• _SOURCE MATERIAL_:
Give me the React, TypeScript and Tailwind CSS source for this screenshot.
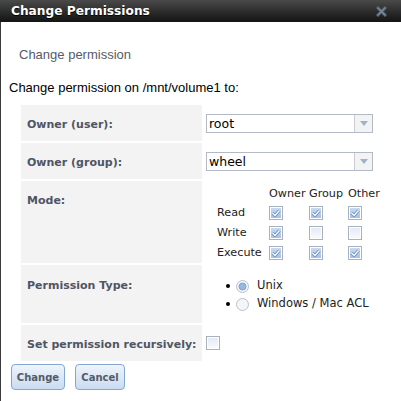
import React from "react";

const font = { fontFamily: '"DejaVu Sans", Verdana, sans-serif' };
const arial = { fontFamily: '"Liberation Sans", Arial, sans-serif' };

function Check({ checked }: { checked: boolean }) {
  return (
    <svg width="14" height="14" viewBox="0 0 14 14" className="block">
      <defs>
        <linearGradient id={checked ? "gc" : "gu"} x1="0" y1="0" x2="0" y2="1">
          {checked ? (
            <>
              <stop offset="0" stopColor="#c9dbf0" />
              <stop offset="1" stopColor="#a7c2e4" />
            </>
          ) : (
            <>
              <stop offset="0" stopColor="#e4ebf5" />
              <stop offset="1" stopColor="#f7f9fc" />
            </>
          )}
        </linearGradient>
      </defs>
      <rect x="0.5" y="0.5" width="13" height="13" fill="#fff" stroke="#a9b1bf" />
      <rect x="2" y="2" width="10" height="10" fill={`url(#${checked ? "gc" : "gu"})`} />
      {checked && (
        <>
          <path d="M3.5 7 L6 9.5 L10.5 4.5" fill="none" stroke="#5d88bf" strokeWidth="3" strokeLinejoin="round" />
          <path d="M3.5 7 L6 9.5 L10.5 4.5" fill="none" stroke="#ffffff" strokeWidth="1.4" />
        </>
      )}
    </svg>
  );
}

function Radio({ checked }: { checked: boolean }) {
  return (
    <svg width="13" height="13" viewBox="0 0 13 13" className="block">
      <circle cx="6.5" cy="6.5" r="6" fill="#f3f5f8" stroke="#b9c0ca" />
      {checked && <circle cx="6.5" cy="6.5" r="3.5" fill="#97b9df" stroke="#6f98c8" strokeWidth="0.8" />}
    </svg>
  );
}

function Select({ value }: { value: string }) {
  return (
    <div className="flex h-[19px] w-[167px] border border-[#b3b9c6] bg-white">
      <div className="flex-1 pl-[2px] text-[12.5px] leading-[17px] text-black" style={font}>
        {value}
      </div>
      <div className="flex w-[18px] items-center justify-center border-l border-[#c6cbd4] bg-[#f3f3f3]">
        <svg width="8" height="5" viewBox="0 0 8 5">
          <path d="M0 0 L8 0 L4 5 Z" fill="#9eb2cf" />
        </svg>
      </div>
    </div>
  );
}

const labelCls = "w-[181px] bg-[#f3f3f3] pl-[6px] align-top text-[11px] font-bold text-[#4f5563]";

export default function App() {
  const perms = [
    ["Read", true, true, true],
    ["Write", true, false, false],
    ["Execute", true, true, true],
  ] as const;
  return (
    <div className="h-[401px] w-[401px] overflow-hidden bg-white">
      <div
        className="flex h-[22px] items-center justify-between bg-gradient-to-b from-[#4a4a4a] to-[#141414] pl-[11px] pr-[14px]"
        style={font}
      >
        <span className="text-[12.2px] font-bold text-white [text-shadow:0_1px_1px_#000]">Change Permissions</span>
        <svg width="11" height="11" viewBox="0 0 11 11">
          <path d="M2 2 L9 9 M9 2 L2 9" stroke="#4d5762" strokeWidth="3.2" strokeLinecap="square" />
          <path d="M2 2 L9 9 M9 2 L2 9" stroke="#7e8b9b" strokeWidth="1.4" strokeLinecap="square" />
        </svg>
      </div>
      <div className="h-[379px] border-l border-[#3a3a3a]">
        <div className="pl-[18px] pt-[25px] text-[13px] leading-[16px] text-[#555b69]" style={arial}>
          Change permission
        </div>
        <div className="pl-[8px] pt-[17px] text-[13px] leading-[16px] text-black" style={arial}>
          Change permission on /mnt/volume1 to:
        </div>
        <table className="ml-[18px] mt-[7px] border-separate border-spacing-[2px]" style={font}>
          <tbody>
            <tr className="h-[36px]">
              <td className={labelCls + " pt-[12px]"}>Owner (user):</td>
              <td className="pl-[2px] align-middle">
                <Select value="root" />
              </td>
            </tr>
            <tr className="h-[36px]">
              <td className={labelCls + " pt-[12px]"}>Owner (group):</td>
              <td className="pl-[2px] align-middle">
                <Select value="wheel" />
              </td>
            </tr>
            <tr className="h-[81px]">
              <td className={labelCls + " pt-[12px]"}>Mode:</td>
              <td className="pl-[13px] pt-[4px] align-top">
                <div className="grid grid-cols-[52px_40px_39px_33px] text-[11.2px] leading-[18px] text-[#222]">
                  <div />
                  <div>Owner</div>
                  <div>Group</div>
                  <div>Other</div>
                  {perms.map(([name, a, b, c]) => (
                    <React.Fragment key={name}>
                      <div className="h-[20px] leading-[20px]">{name}</div>
                      <div className="flex h-[20px] items-center">
                        <Check checked={a} />
                      </div>
                      <div className="flex h-[20px] items-center">
                        <Check checked={b} />
                      </div>
                      <div className="flex h-[20px] items-center">
                        <Check checked={c} />
                      </div>
                    </React.Fragment>
                  ))}
                </div>
              </td>
            </tr>
            <tr className="h-[58px]">
              <td className={labelCls + " pt-[13px]"}>Permission Type:</td>
              <td className="pl-[22px] pt-[12px] align-top text-[11.5px] text-[#222]">
                <div className="flex h-[18px] items-center">
                  <span className="h-[4px] w-[4px] rounded-full bg-black" />
                  <span className="ml-[6px]">
                    <Radio checked={true} />
                  </span>
                  <span className="ml-[8px]">Unix</span>
                </div>
                <div className="flex h-[18px] items-center">
                  <span className="h-[4px] w-[4px] rounded-full bg-black" />
                  <span className="ml-[6px]">
                    <Radio checked={false} />
                  </span>
                  <span className="ml-[8px]">Windows / Mac ACL</span>
                </div>
              </td>
            </tr>
            <tr className="h-[36px]">
              <td className={labelCls + " pt-[12px]"}>Set permission recursively:</td>
              <td className="pl-[2px] align-middle">
                <Check checked={false} />
              </td>
            </tr>
          </tbody>
        </table>
        <div className="ml-[10px] mt-[1px] flex gap-[10px]" style={font}>
          <button className="h-[26px] w-[54px] rounded-[4px] border border-[#86a6cf] bg-gradient-to-b from-[#eef4fb] to-[#c9dcf2] text-[10px] font-bold text-[#555b66]">
            Change
          </button>
          <button className="h-[26px] w-[50px] rounded-[4px] border border-[#86a6cf] bg-gradient-to-b from-[#eef4fb] to-[#c9dcf2] text-[10px] font-bold text-[#555b66]">
            Cancel
          </button>
        </div>
      </div>
    </div>
  );
}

• _DIRECTION_: Print the full listing exactly, dropping the pictures.

• _COMPLETE OUTPUT_:
Give me the React, TypeScript and Tailwind CSS source for this screenshot.
import React from "react";

const font = { fontFamily: '"DejaVu Sans", Verdana, sans-serif' };
const arial = { fontFamily: '"Liberation Sans", Arial, sans-serif' };

function Check({ checked }: { checked: boolean }) {
  return (
    <svg width="14" height="14" viewBox="0 0 14 14" className="block">
      <defs>
        <linearGradient id={checked ? "gc" : "gu"} x1="0" y1="0" x2="0" y2="1">
          {checked ? (
            <>
              <stop offset="0" stopColor="#c9dbf0" />
              <stop offset="1" stopColor="#a7c2e4" />
            </>
          ) : (
            <>
              <stop offset="0" stopColor="#e4ebf5" />
              <stop offset="1" stopColor="#f7f9fc" />
            </>
          )}
        </linearGradient>
      </defs>
      <rect x="0.5" y="0.5" width="13" height="13" fill="#fff" stroke="#a9b1bf" />
      <rect x="2" y="2" width="10" height="10" fill={`url(#${checked ? "gc" : "gu"})`} />
      {checked && (
        <>
          <path d="M3.5 7 L6 9.5 L10.5 4.5" fill="none" stroke="#5d88bf" strokeWidth="3" strokeLinejoin="round" />
          <path d="M3.5 7 L6 9.5 L10.5 4.5" fill="none" stroke="#ffffff" strokeWidth="1.4" />
        </>
      )}
    </svg>
  );
}

function Radio({ checked }: { checked: boolean }) {
  return (
    <svg width="13" height="13" viewBox="0 0 13 13" className="block">
      <circle cx="6.5" cy="6.5" r="6" fill="#f3f5f8" stroke="#b9c0ca" />
      {checked && <circle cx="6.5" cy="6.5" r="3.5" fill="#97b9df" stroke="#6f98c8" strokeWidth="0.8" />}
    </svg>
  );
}

function Select({ value }: { value: string }) {
  return (
    <div className="flex h-[19px] w-[167px] border border-[#b3b9c6] bg-white">
      <div className="flex-1 pl-[2px] text-[12.5px] leading-[17px] text-black" style={font}>
        {value}
      </div>
      <div className="flex w-[18px] items-center justify-center border-l border-[#c6cbd4] bg-[#f3f3f3]">
        <svg width="8" height="5" viewBox="0 0 8 5">
          <path d="M0 0 L8 0 L4 5 Z" fill="#9eb2cf" />
        </svg>
      </div>
    </div>
  );
}

const labelCls = "w-[181px] bg-[#f3f3f3] pl-[6px] align-top text-[11px] font-bold text-[#4f5563]";

export default function App() {
  const perms = [
    ["Read", true, true, true],
    ["Write", true, false, false],
    ["Execute", true, true, true],
  ] as const;
  return (
    <div className="h-[401px] w-[401px] overflow-hidden bg-white">
      <div
        className="flex h-[22px] items-center justify-between bg-gradient-to-b from-[#4a4a4a] to-[#141414] pl-[11px] pr-[14px]"
        style={font}
      >
        <span className="text-[12.2px] font-bold text-white [text-shadow:0_1px_1px_#000]">Change Permissions</span>
        <svg width="11" height="11" viewBox="0 0 11 11">
          <path d="M2 2 L9 9 M9 2 L2 9" stroke="#4d5762" strokeWidth="3.2" strokeLinecap="square" />
          <path d="M2 2 L9 9 M9 2 L2 9" stroke="#7e8b9b" strokeWidth="1.4" strokeLinecap="square" />
        </svg>
      </div>
      <div className="h-[379px] border-l border-[#3a3a3a]">
        <div className="pl-[18px] pt-[25px] text-[13px] leading-[16px] text-[#555b69]" style={arial}>
          Change permission
        </div>
        <div className="pl-[8px] pt-[17px] text-[13px] leading-[16px] text-black" style={arial}>
          Change permission on /mnt/volume1 to:
        </div>
        <table className="ml-[18px] mt-[7px] border-separate border-spacing-[2px]" style={font}>
          <tbody>
            <tr className="h-[36px]">
              <td className={labelCls + " pt-[12px]"}>Owner (user):</td>
              <td className="pl-[2px] align-middle">
                <Select value="root" />
              </td>
            </tr>
            <tr className="h-[36px]">
              <td className={labelCls + " pt-[12px]"}>Owner (group):</td>
              <td className="pl-[2px] align-middle">
                <Select value="wheel" />
              </td>
            </tr>
            <tr className="h-[81px]">
              <td className={labelCls + " pt-[12px]"}>Mode:</td>
              <td className="pl-[13px] pt-[4px] align-top">
                <div className="grid grid-cols-[52px_40px_39px_33px] text-[11.2px] leading-[18px] text-[#222]">
                  <div />
                  <div>Owner</div>
                  <div>Group</div>
                  <div>Other</div>
                  {perms.map(([name, a, b, c]) => (
                    <React.Fragment key={name}>
                      <div className="h-[20px] leading-[20px]">{name}</div>
                      <div className="flex h-[20px] items-center">
                        <Check checked={a} />
                      </div>
                      <div className="flex h-[20px] items-center">
                        <Check checked={b} />
                      </div>
                      <div className="flex h-[20px] items-center">
                        <Check checked={c} />
                      </div>
                    </React.Fragment>
                  ))}
                </div>
              </td>
            </tr>
            <tr className="h-[58px]">
              <td className={labelCls + " pt-[13px]"}>Permission Type:</td>
              <td className="pl-[22px] pt-[12px] align-top text-[11.5px] text-[#222]">
                <div className="flex h-[18px] items-center">
                  <span className="h-[4px] w-[4px] rounded-full bg-black" />
                  <span className="ml-[6px]">
                    <Radio checked={true} />
                  </span>
                  <span className="ml-[8px]">Unix</span>
                </div>
                <div className="flex h-[18px] items-center">
                  <span className="h-[4px] w-[4px] rounded-full bg-black" />
                  <span className="ml-[6px]">
                    <Radio checked={false} />
                  </span>
                  <span className="ml-[8px]">Windows / Mac ACL</span>
                </div>
              </td>
            </tr>
            <tr className="h-[36px]">
              <td className={labelCls + " pt-[12px]"}>Set permission recursively:</td>
              <td className="pl-[2px] align-middle">
                <Check checked={false} />
              </td>
            </tr>
          </tbody>
        </table>
        <div className="ml-[10px] mt-[1px] flex gap-[10px]" style={font}>
          <button className="h-[26px] w-[54px] rounded-[4px] border border-[#86a6cf] bg-gradient-to-b from-[#eef4fb] to-[#c9dcf2] text-[10px] font-bold text-[#555b66]">
            Change
          </button>
          <button className="h-[26px] w-[50px] rounded-[4px] border border-[#86a6cf] bg-gradient-to-b from-[#eef4fb] to-[#c9dcf2] text-[10px] font-bold text-[#555b66]">
            Cancel
          </button>
        </div>
      </div>
    </div>
  );
}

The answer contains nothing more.